Notifications You must be signed in to change notification settings

djdarkbeat/referral

 
 

Repository files navigation

Referral 🔍

Referral is a CLI to help you undertake complex analyses and refactorings of Ruby codebases. It finds, filters, and sorts the definitions & references of most types of Ruby identifiers (e.g. classes, methods, and variables) throughout your code.

Think of referral as a toolkit for tracking down references in your code for any number of purposes, offering a boatload of command-line options to enable you to efficiently accomplish things like:

  • Size up a codebase by gathering basic statistics and spotting usage hotspots
  • Build a to-do list to help you manage a large or complex refactor
  • Quickly make a list of every call to a deprecated method, rather than wait for warnings at runtime
  • Get a sense for how many callers would be impacted if you were to delete a method
  • Before renaming a module, verify there aren't already any other modules with the new name
  • Verify that you removed every reference to a deleted class before you merge
  • Identify dead code, like method definitions that aren't invoked anywhere
  • Catch references that haven't been updated since a change that affected them (according to git-blame)

Because Referral is powered by the introspection made possible by Ruby 2.6's RubyVM::AbstractSyntaxTree API, it must be run with Ruby 2.6 or later. Nevertheless, it can often analyze code listings designed to run on older Rubies.

Install

From the command line:

$ gem install referral

Or in your Gemfile

gem "referral", require: false, group: :development

How to use Referral

Basic usage

At its most basic, you can just run referral and it'll scan **/*.rb from the current working directory and print every reference it finds:

$ referral
app/channels/application_cable/channel.rb:1:0: module  ApplicationCable
app/channels/application_cable/channel.rb:2:2: class ApplicationCable Channel
app/channels/application_cable/channel.rb:2:18: constant ApplicationCable::Channel ActionCable::Channel::Base
# … and then another 2400 lines (which you can easily count with `referral | wc -l`)

By default, Referral will sort entries by file, line, and column. Default output is broken into 4 columns: location, type, scope, and name.

If you'd like to scan a subset of files, you can pass a final argument with file paths and directories. For example, if you only wanted to search code in the top-level of app/lib you could run referral app/lib/*.rb. Or, if you wanted to include subdirectories, referral app/lib.

Everything above can be custom-tailored to your purposes, so let's work through some example recipes to teach you Referral's various features below. (Or, feel free to skip to the full list of options).

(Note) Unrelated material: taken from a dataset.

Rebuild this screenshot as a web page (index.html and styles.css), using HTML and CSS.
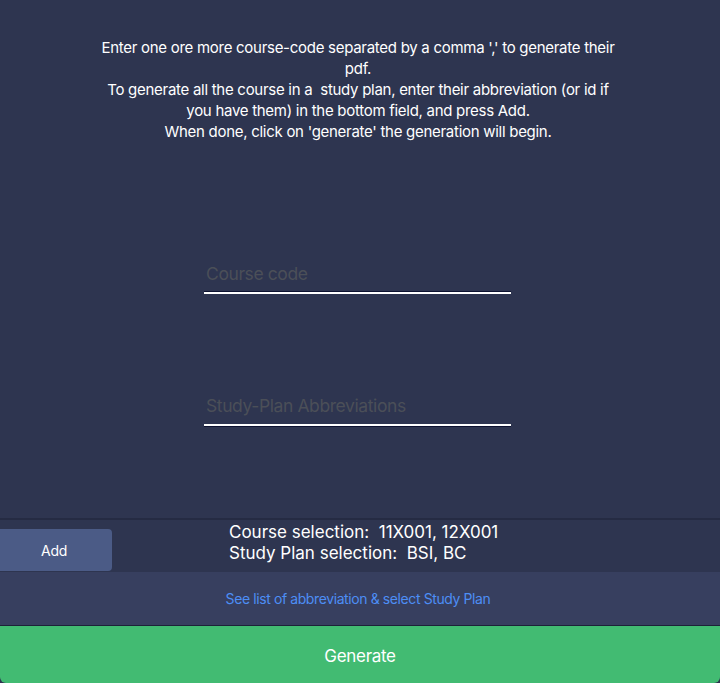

Recipe: build a refactoring to-do spreadsheet

When I'm undergoing a large refactor, I like to start by grepping around for all the obvious definitions and references that might be affected. Suppose I'm going to make major changes to my User class. I might use Referral's --exact-name filter like this:

referral --exact-name User,user,@user,@current_user

[Fun fact: if I'd have wanted to match on partial names, I could have used the looser --name, or for fully-qualified names (e.g. API::User), the stricter --full-name option.]

Next, I usually find it easiest to work through a large refactor file-by-file, but in certain cases where I'm looking for a specific type of reference, it makes more sense to sort by the fully-qualified scope, which can be done with --sort scope:

referral --exact-name User,user,@user,@current_user --sort scope

The above will sort results by their fully-qualified names (e.g. A::B#c), rather than their filenames.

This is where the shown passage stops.